Chuck Leiter remembers getting an earful from his father after he helped a young Barry Cadden and his wife set up their booth at a conference for pharmacists in the late 1990s.
"My dad almost killed me," said Leiter, who works with his father at Leiter's Compounding Pharmacy in San Jose, Calif. The Caddens had an unsavory reputation. "I knew they were trouble," he said.
Cadden was the president of the New England Compounding Center, which shut down this month after it was blamed for distributing tainted steroid injections that caused deadly fungal meningitis, killing 23 people to date. Up to 14,000 patients could be at risk, and 294 cases have been reported. Another three people came down with joint infections.
Like many compounding pharmacists nationwide, Leiter wants to make it known that his family-owned business does not operate like NECC, which produced compounded drugs in such high volumes that some groups argue it was a drug manufacturer, not a compounding pharmacy, and should have been under stricter regulation. The Food and Drug Administration raided NECC's Framingham, Mass., facility on Tuesday.
Leiter's grandfather opened his family pharmacy in 1925, he said. Leiter began making compounded drugs for patients since the 1980s, starting with eye drops for patients allergic to the preservatives in most commercially available drops. He now makes 100 to 300 tailor-made prescriptions a day for everything from allergen-free thyroid medication to injectable erectile dysfunction drugs for prostate cancer survivors on whom Viagra has no effect.
It's not clear how much volume NECC was producing, but the director of the Massachusetts Bureau of Health Care Safety and Quality said that NECC was in violation of state licensing regulations. About 17,000 vials of the tainted steroid were shipped to pain clinics in 23 states.
Leiter actually doesn't produce spinal injections because of the liability, pointing out the fatal meningitis outbreak from 2001 that killed three people who received cortisone injections compounded at Doc's Pharmacy in nearby Walnut Creek, Calif. Its co-owner, Jamey Phillip Sheets, committed suicide by overdosing with painkiller patches a year later.
Unlike drug manufacturers, which are regulated by the FDA, compounding pharmacies usually fall under state pharmacy boards' jurisdiction. The FDA can step in if it has concerns about a compounding pharmacy, such as misbranding or adulteration.

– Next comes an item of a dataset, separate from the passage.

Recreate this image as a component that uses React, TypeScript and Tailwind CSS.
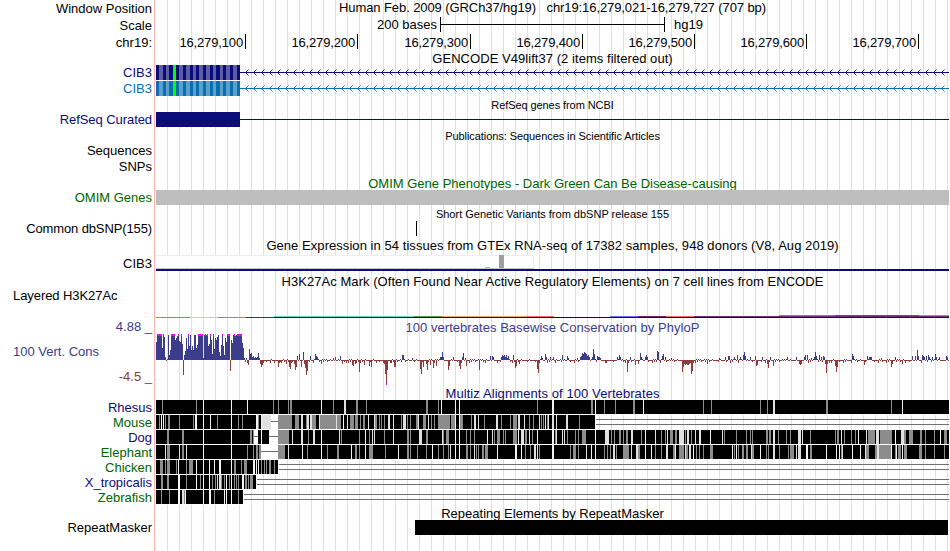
import React from 'react';

type RowProps = { label?: React.ReactNode; tone?: string; h: string; lh?: string; children?: React.ReactNode };

// One track row: right-aligned name column followed by the plot area (x = 156..949).
function Row({ label, tone = 'text-black', h, lh = '', children }: RowProps) {
  return (
    <div className={`flex w-[949px] shrink-0 ${h}`}>
      <div className={`w-[156px] shrink-0 overflow-visible whitespace-nowrap pr-[4px] text-right ${tone} ${lh}`}>{label}</div>
      <div className="w-[793px] shrink-0">{children}</div>
    </div>
  );
}

function Plot({ h, children }: { h: number; children: React.ReactNode }) {
  return (
    <svg className="block overflow-visible" width={793} height={h} viewBox={`156 0 793 ${h}`} shapeRendering="crispEdges">
      {children}
    </svg>
  );
}

function Title({ h, cls, children }: { h: string; cls: string; children: React.ReactNode }) {
  return (
    <div className={`flex w-[949px] shrink-0 justify-center overflow-visible pl-[156px] whitespace-pre ${h} ${cls}`}>
      <span>{children}</span>
    </div>
  );
}

const TICKS: [number, string][] = [
  [245, '16,279,100'], [357, '16,279,200'], [470, '16,279,300'], [582, '16,279,400'],
  [694, '16,279,500'], [806, '16,279,600'], [918, '16,279,700'],
];

function Gene({ color, light }: { color: string; light: string }) {
  const codons = [0, 1, 3, 4, 5, 6, 7, 8, 9, 10, 11].map((k) => {
    const start = Math.round(159 + 6.73 * k);
    return [start, Math.round(162.6 + 6.73 * k) - start];
  });
  const arrows = Array.from({ length: 88 }, (_, i) => 245 + i * 8);
  return (
    <Plot h={15}>
      <rect x={156} y={0} width={84} height={15} fill={color} />
      {codons.map(([x, w]) => <rect key={x} x={x} y={0} width={w} height={15} fill={light} />)}
      <rect x={173} y={0} width={3} height={15} fill="#00ff00" />
      <rect x={240} y={7} width={709} height={1} fill={color} />
      <path
        d={arrows.map((x) => `M${x + 1} 6h1v1h-1zM${x + 1} 8h1v1h-1zM${x + 2} 5h1v1h-1zM${x + 2} 9h1v1h-1z`).join('')}
        fill={color} fillOpacity={0.85}
      />
      <path d={arrows.map((x) => `M${x + 3} 4h1v1h-1zM${x + 3} 10h1v1h-1z`).join('')} fill={color} fillOpacity={0.45} />
    </Plot>
  );
}

const DENSE = [
  18, 26, 26, 26, 26, 26, 12, 26, 23, 3, -1, 1, 25, 5, 10, 26, 26, 26, 26, 20, 22, 24, 26, 19, 18, 26, 16, -15, 5, 9,
  22, 11, 26, 14, 25, 10, 14, 10, 25, 25, 12, 15, 26, 26, 26, 26, 26, 2, 25, 26, 25, 26, 14, 16, 26, 20, 6, 26, 11, 22,
  20, 23, 25, 8, 4, 15, 26, 14, 5, 22, 18, 26, 26, 26, -11, 20, 17, 25, 26, 24, 25, 26, 26, 26, 26, 26, 17, 12,
];

const SPARSE: Record<number, number> = {
  244: 2, 245: -2, 246: 2, 247: -3, 248: -5, 249: 11, 250: 6, 251: 7, 252: 3, 253: 4, 254: 2, 255: 3, 256: 2, 257: 3, 258: 7, 259: 2,
  260: -4, 261: -7, 262: -5, 263: -3, 274: -3, 278: -7, 279: -3, 281: -3, 286: -4, 289: -7, 290: -9, 291: -3, 294: -4, 295: -10, 296: -7, 297: 4,
  299: 6, 301: -7, 303: 8, 304: -4, 305: -8, 306: -15, 307: -11, 310: 4, 313: -3, 315: 6, 316: 4, 317: 3,
  321: -4, 333: 2, 335: 3, 340: 4, 342: -4, 346: -3, 352: -5, 353: -6, 355: -4, 359: -12, 360: -3, 364: -5, 369: -6, 371: -7, 376: -3,
  384: -4, 385: -14, 386: -24, 387: -10, 390: -3, 394: -7, 395: -7, 402: 5, 403: 5, 412: 2, 420: -9, 421: -14, 423: -7, 426: -4, 427: -10, 430: -5, 433: -8, 436: -6,
  440: 3, 441: 3, 442: 8, 443: 3, 448: -10, 449: -6, 453: 3, 459: -6, 460: -9, 462: 3, 463: 7, 465: 2, 466: -6, 479: -10, 485: -3, 490: 4, 492: 4, 493: 3, 497: -3,
  501: 3, 502: 5, 503: 4, 504: 5, 505: 3, 506: 5, 507: 2, 508: 4, 513: 5, 515: -8, 516: -6, 519: -4, 537: -9, 538: -13, 541: 4, 542: 2, 545: 6, 546: 3,
  550: 3, 553: 3, 555: -3, 562: 5, 567: 4, 568: 2, 577: 2, 580: 3, 581: 4, 582: 7, 583: 6, 584: 8, 585: 7, 586: 6, 587: 4, 588: 5, 589: 3, 592: 3, 593: 11, 594: 6,
  597: 4, 598: 3, 599: 3, 600: 2, 605: -3, 606: -3, 617: 3, 619: 5, 620: 3, 627: -12, 628: -3, 630: 3, 635: -5, 638: -4, 640: 7, 641: 3, 645: 3, 646: 5, 647: 3,
  657: 9, 658: 8, 662: 4, 663: 6, 665: 3, 671: 2, 682: -12, 683: -7, 684: -4, 685: -5, 686: -4, 687: -5, 688: -5, 689: -4, 690: -3, 691: -14, 692: -11, 693: -3,
  707: -4, 719: 2, 725: 3, 728: 4, 729: 4, 734: 3, 737: 5, 740: 3, 743: 5, 744: 8, 745: 4, 750: 3, 755: 4, 756: -6, 757: -5, 762: 3, 767: -4, 768: -8, 770: 3, 773: -6,
  787: 3, 796: 3, 799: -4, 800: -5, 801: -4, 804: 3, 805: 5, 807: 5, 811: 2, 814: 3, 815: 8, 816: 4, 819: 5, 821: 3, 823: 4, 824: 3, 825: -4, 826: -13, 827: -4, 829: -3,
  831: -3, 835: -6, 836: -12, 837: -7, 852: 6, 853: 4, 864: -5, 867: 4, 869: 3, 870: 3, 871: 3, 881: 2, 891: -7, 892: -4, 895: 3, 902: -4, 905: -3, 912: 4, 915: 4,
  917: 10, 918: 4, 922: 5, 923: 4, 924: 3, 926: 4, 928: 5, 929: 3, 932: 3, 935: 6, 936: 3, 939: 3, 946: 4, 947: 3,
};

function Conservation() {
  const noise = [-1, -2, -1, 1, -1, -1, -3, -1, 1, -1, -2, -1, 1, 1, -1, -1, -2, -1, -1];
  const vals: [number, number][] = [];
  for (let x = 156; x < 949; x++) {
    const i = x - 156;
    const v = i < DENSE.length ? DENSE[i] : (SPARSE[x] ?? noise[(x * 7 + (x >> 4)) % noise.length]);
    vals.push([x, v]);
  }
  const bar = ([x, v]: [number, number]) => (v > 0 ? `M${x} ${26 - v}h1V26h-1z` : `M${x} 26h1v${-v}h-1z`);
  return (
    <Plot h={52}>
      <path d={vals.filter(([, v]) => v > 0).map(bar).join('')} fill="#3c3c8c" />
      <path d={vals.filter(([, v]) => v < 0).map(bar).join('')} fill="#8c3c3c" />
      <path d={vals.filter(([, v]) => v === 26).map(([x]) => `M${x} 0h1v2h-1z`).join('')} fill="#ff00ff" />
      <rect x={386} y={49} width={1} height={2} fill="#ff00ff" />
    </Plot>
  );
}

// Stripes are "x" or "x:width"; g = mid gray, l = light gray, w = near white.
type Species = { name: string; tone: string; end: number; g: string; l: string; w: string; gaps?: [number, number][]; tail?: number };

const SPECIES: Species[] = [
  {
    name: 'Rhesus', tone: 'text-[#0c0c78]', end: 949,
    g: '162 196 273 278 288 290:2 333 356:2 366 426:2 438 537 591:2 604 615 633:2 703 711 760 767 826:2 891',
    l: '344:2 773:2', w: '203 231 247 321 441 455 459 552:2 595 643 902',
  },
  {
    name: 'Mouse', tone: 'text-[#006400]', end: 595, tail: 596, gaps: [[271, 278]],
    g: '159 165 168:2 179 193 217 238 242 258 278:14 295:4 306 312:4 320:16 337:4 350:4 355:3 360 363:2 375:2 379 381 384 401 407 410 416:2 423:3 431 434 438:12 451:4 460:3 471 484 501 510 513:4 529 533 541 543 547 579',
    l: '262:9 301:2 307:2 310:2 319 336 347 368 374 388:2 393 403:3 418 428 474:2 478 496:2 518:2 524 539 545 548 552:2 556 566:2',
    w: '161 163 195:2 203 210 231 256:2 261 343 455 459',
  },
  {
    name: 'Dog', tone: 'text-[#0c0c78]', end: 949, gaps: [[254, 258], [269, 278]],
    g: '167:2 182:2 250:2 253 278:11 308 341 359 369 384 407:2 410 426:2 443 446:3 466 470 474 494 497:3 503 505 513:4 525:2 532 555 567 575 578 582:4 611 614 619:2 623 626:2 641 661 665 670:3 675:2 685 691 724 736 746 750 752 766:2 769:2 778 786 790 810 835 837:2 844 851 855 868:7 880:12 904:2 909:4 920:2 925 934 944:3',
    l: '292 301:2 313:2 339 372 374 393 419:3 442 492 521:3 529 556 562 564 605:4 631:2 655 667 679:5 687:2 695 699:2 722 773:2 798:3 802 841 866 876:3 901:3',
    w: '203 231 261 321 365 455 459 487 518 537 552:2 595 645 710 858 895 940',
  },
  {
    name: 'Elephant', tone: 'text-[#006400]', end: 949, gaps: [[261, 278]],
    g: '167:3 182:2 247 253 256:2 259:2 278:7 307 327 337:2 355:2 359 369 370:3 385 407:2 410 417 426 438 443 448 466:2 470 476 478 482:2 485:3 525 530 539 570 573:3 578 604 607 610 616 623:6 638:2 655 661 673:2 679:5 686:2 696 699 703 710:3 734 738 742:2 746:2 752:2 766 768 779 788 790:4 810:2 841 866:3 875:2 879:12 895 898:3 904:3 919:3 925 934 944',
    l: '165 179 186 288 450 474 534:2 537 586 613:2 631 636:2 666:2 685 689:2 751 773:2 796 798:3 842 865 877:2',
    w: '203 231 302 321 351 365 398 432 455 459 497 515:2 521 552:2 591 595 645 651 675 693 732 736 760 806:2 826 836 839 852 860 891 896 902',
  },
  {
    name: 'Chicken', tone: 'text-[#006400]', end: 278, tail: 279,
    g: '160:3 165 167:3 176 186 189:4 234:2 241 244:3 261 264 266 269:2 274', l: '', w: '178 196 203 209 214 219:2 231 253:2 256 258',
  },
  {
    name: 'X_tropicalis', tone: 'text-[#0c0c78]', end: 256, tail: 257,
    g: '161:2 167:2 186 200 212 215 221 224 229 234 236 238 245:2 248 250:3', l: '217 219:2', w: '178:2 196 203 209 226 231 242:2',
  },
  {
    name: 'Zebrafish', tone: 'text-[#006400]', end: 243, tail: 244,
    g: '161 169 184 214 238', l: '182:2', w: '178:2 185 203 209:2 224 226 231',
  },
];

function stripes(s: string) {
  return s.split(' ').filter(Boolean).map((t) => {
    const [x, w = '1'] = t.split(':');
    return `M${x} 0h${w}v14h-${w}z`;
  }).join('');
}

function Alignment({ s }: { s: Species }) {
  return (
    <Plot h={15}>
      <rect x={156} y={0} width={s.end - 156} height={14} fill="#000" />
      <rect x={156} y={14} width={s.end - 156} height={1} fill="#fff" />
      <path d={stripes(s.g)} fill="#8c8c8c" />
      <path d={stripes(s.l)} fill="#e0e0e0" />
      <path d={stripes(s.w)} fill="#f4f4f4" />
      {s.gaps?.map(([a, b]) => (
        <g key={a}>
          <rect x={a} y={0} width={b - a} height={14} fill="#fff" />
          <rect x={a} y={6} width={b - a} height={1} fill="#707070" />
        </g>
      ))}
      {s.tail && <path d={`M${s.tail} 4H949v1H${s.tail}zM${s.tail} 9H949v1H${s.tail}z`} fill="#707070" />}
    </Plot>
  );
}

const MARKS: [number, number, number, string][] = [
  [156, 190, 37, '#f0643c'], [190, 218, 37, '#f5c87d'], [218, 246, 37, '#e9635c'], [246, 274, 37, '#64283c'],
  [274, 949, 37, '#230a32'], [274, 414, 36, '#5fe0b8'], [414, 442, 36, '#5f9b41'], [442, 526, 36, '#f0aa50'],
  [526, 554, 36, '#f56e6e'], [610, 638, 36, '#6e6eff'], [638, 666, 36, '#6e2864'], [666, 694, 36, '#f56e6e'],
  [694, 949, 36, '#6e2d78'], [779, 835, 35, '#7878f0'], [835, 919, 35, '#82417d'], [919, 949, 35, '#f56e78'],
];

export default function App() {
  return (
    <div className="flex h-[551px] w-[949px] flex-col overflow-hidden bg-white bg-[linear-gradient(90deg,#fff_154px,#ffb4b4_154px,#ffb4b4_155px,#fff_155px,#fff_156px,transparent_156px),repeating-linear-gradient(90deg,transparent_0px,transparent_11px,#dcdcff_11px,#dcdcff_12px)] font-['Liberation_Sans',Arial,sans-serif] text-[13px] leading-[15px] text-black">
      <div className="flex h-[17px] shrink-0">
        <div className="w-[156px] shrink-0 pr-[4px] pt-px text-right">Window Position</div>
        <div className="w-[793px] text-center tracking-[-0.087px] whitespace-pre">Human Feb. 2009 (GRCh37/hg19)   chr19:16,279,021-16,279,727 (707 bp)</div>
      </div>
      <Row label="Scale" h="h-[17px]" lh="leading-[17px]">
        <Plot h={17}>
          <path d="M440 0h1v15h-1zM664 0h1v15h-1zM440 7h224v1h-224z" />
          <text x={437} y={12} textAnchor="end">200 bases</text>
          <text x={674} y={12}>hg19</text>
        </Plot>
      </Row>
      <Row label="chr19:" h="h-[17px]" lh="leading-[17px]">
        <Plot h={17}>
          {TICKS.map(([x, t]) => (
            <g key={x}>
              <rect x={x} y={0} width={1} height={15} />
              <text className="tracking-[-0.15px]" x={x - 2} y={13} textAnchor="end">{t}</text>
            </g>
          ))}
        </Plot>
      </Row>
      <Title h="h-[14px]" cls="tracking-[0.05px]">GENCODE V49lift37 (2 items filtered out)</Title>
      <Row label="CIB3" tone="text-[#0c0c78]" h="h-[16px]"><Gene color="#0c0c78" light="#5d5da5" /></Row>
      <Row label="CIB3" tone="text-[#0c6eb4]" h="h-[16px]"><Gene color="#0c6eb0" light="#5d9fcb" /></Row>
      <Title h="h-[15px]" cls="text-[11px] leading-[17px] tracking-[-0.08px]">RefSeq genes from NCBI</Title>
      <Row label="RefSeq Curated" tone="text-[#0c0c78] tracking-[-0.07px]" h="h-[16px]">
        <Plot h={15}>
          <rect x={156} y={0} width={84} height={15} fill="#0c0c78" />
          <rect x={240} y={7} width={709} height={1} fill="#0c0c78" />
        </Plot>
      </Row>
      <Title h="h-[15px]" cls="text-[11px] leading-[17px] tracking-[-0.065px]">Publications: Sequences in Scientific Articles</Title>
      <Row label="Sequences" h="h-[16px]" />
      <Row label="SNPs" h="h-[16px]" />
      <Title h="h-[15px]" cls="text-[#006400] leading-[18px]">OMIM Gene Phenotypes - Dark Green Can Be Disease-causing</Title>
      <Row label="OMIM Genes" tone="text-[#006400]" h="h-[16px]">
        <Plot h={15}><rect x={156} y={0} width={793} height={15} fill="#bebebe" /></Plot>
      </Row>
      <Title h="h-[15px]" cls="text-[11px] leading-[17px]">Short Genetic Variants from dbSNP release 155</Title>
      <Row label="Common dbSNP(155)" tone="text-black tracking-[-0.12px]" h="h-[16px]">
        <Plot h={15}><rect x={416} y={0} width={1} height={15} /></Plot>
      </Row>
      <Title h="h-[18px]" cls="leading-[17px] tracking-[0.055px]">Gene Expression in 54 tissues from GTEx RNA-seq of 17382 samples, 948 donors (V8, Aug 2019)</Title>
      <Row label="CIB3" h="h-[18px]" lh="leading-[18px]">
        <Plot h={17}>
          <rect x={156} y={0} width={378} height={14} fill="#eeeeee" />
          <rect x={156} y={1} width={377} height={12} fill="#fff" />
          <rect x={156} y={13} width={378} height={1} fill="#c8c8c8" />
          <rect x={485} y={12} width={5} height={1} fill="#c8b48c" />
          <rect x={499} y={0} width={5} height={13} fill="#a0a0a0" />
          <rect x={156} y={14} width={793} height={2} fill="#0c0c78" />
        </Plot>
      </Row>
      <Title h="h-[7px]" cls="leading-[18px] tracking-[0.05px]">H3K27Ac Mark (Often Found Near Active Regulatory Elements) on 7 cell lines from ENCODE</Title>
      <div className="flex h-[39px] shrink-0">
        <div className="w-[156px] shrink-0 pl-[13px] pt-[8px] tracking-[-0.07px]">Layered H3K27Ac</div>
        <Plot h={39}>
          {MARKS.map(([a, b, y, c], i) => <rect key={i} x={a} y={y} width={b - a} height={1} fill={c} />)}
        </Plot>
      </div>
      <Title h="h-[15px]" cls="text-[#3c3c8c] leading-[17px] tracking-[0.045px]">100 vertebrates Basewise Conservation by PhyloP</Title>
      <div className="flex h-[52px] shrink-0">
        <div className="flex w-[156px] shrink-0 flex-col text-[#3c3c8c]">
          <div className="-mt-[15px] pr-[4px] text-right">4.88 _</div>
          <div className="mt-[10px] pl-[13px]">100 Vert. Cons</div>
          <div className="mt-[10px] pr-[4px] text-right text-[#8c3c3c]">-4.5 _</div>
        </div>
        <Conservation />
      </div>
      <Title h="h-[14px]" cls="text-[#0c0c78] leading-[16px] tracking-[0.085px]">Multiz Alignments of 100 Vertebrates</Title>
      {SPECIES.map((s) => (
        <Row key={s.name} label={s.name} tone={s.tone} h="h-[15px]"><Alignment s={s} /></Row>
      ))}
      <Title h="h-[15px]" cls="leading-[17px]">Repeating Elements by RepeatMasker</Title>
      <Row label="RepeatMasker" h="h-[16px]">
        <Plot h={15}><rect x={415} y={0} width={533} height={15} /></Plot>
      </Row>
    </div>
  );
}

FDA spokeswoman Erica Jefferson said, "FDA's legal authority to regulate compounded drugs is complex and has been challenged vigorously by the compounding industry both in courts and Congress."
Each custom drug has to be tailored to a single patient with a single prescription from a single doctor, Leiter said.
According to a 2006 FDA warning letter, NECC wasn't always doing that. Among other things, the letter said NECC was mass-producing a topical anesthetic cream, and jeopardizing another drug's sterility by repackaging it.
"Further, we have been informed that, although your firm advises physicians that a prescription for an individually identified patient is necessary to receive compounded drugs, your firm has reportedly also told physicians' offices that using a staff member's name on the prescription would suffice," the letter reads, adding the practice is not consistent with FDA policy.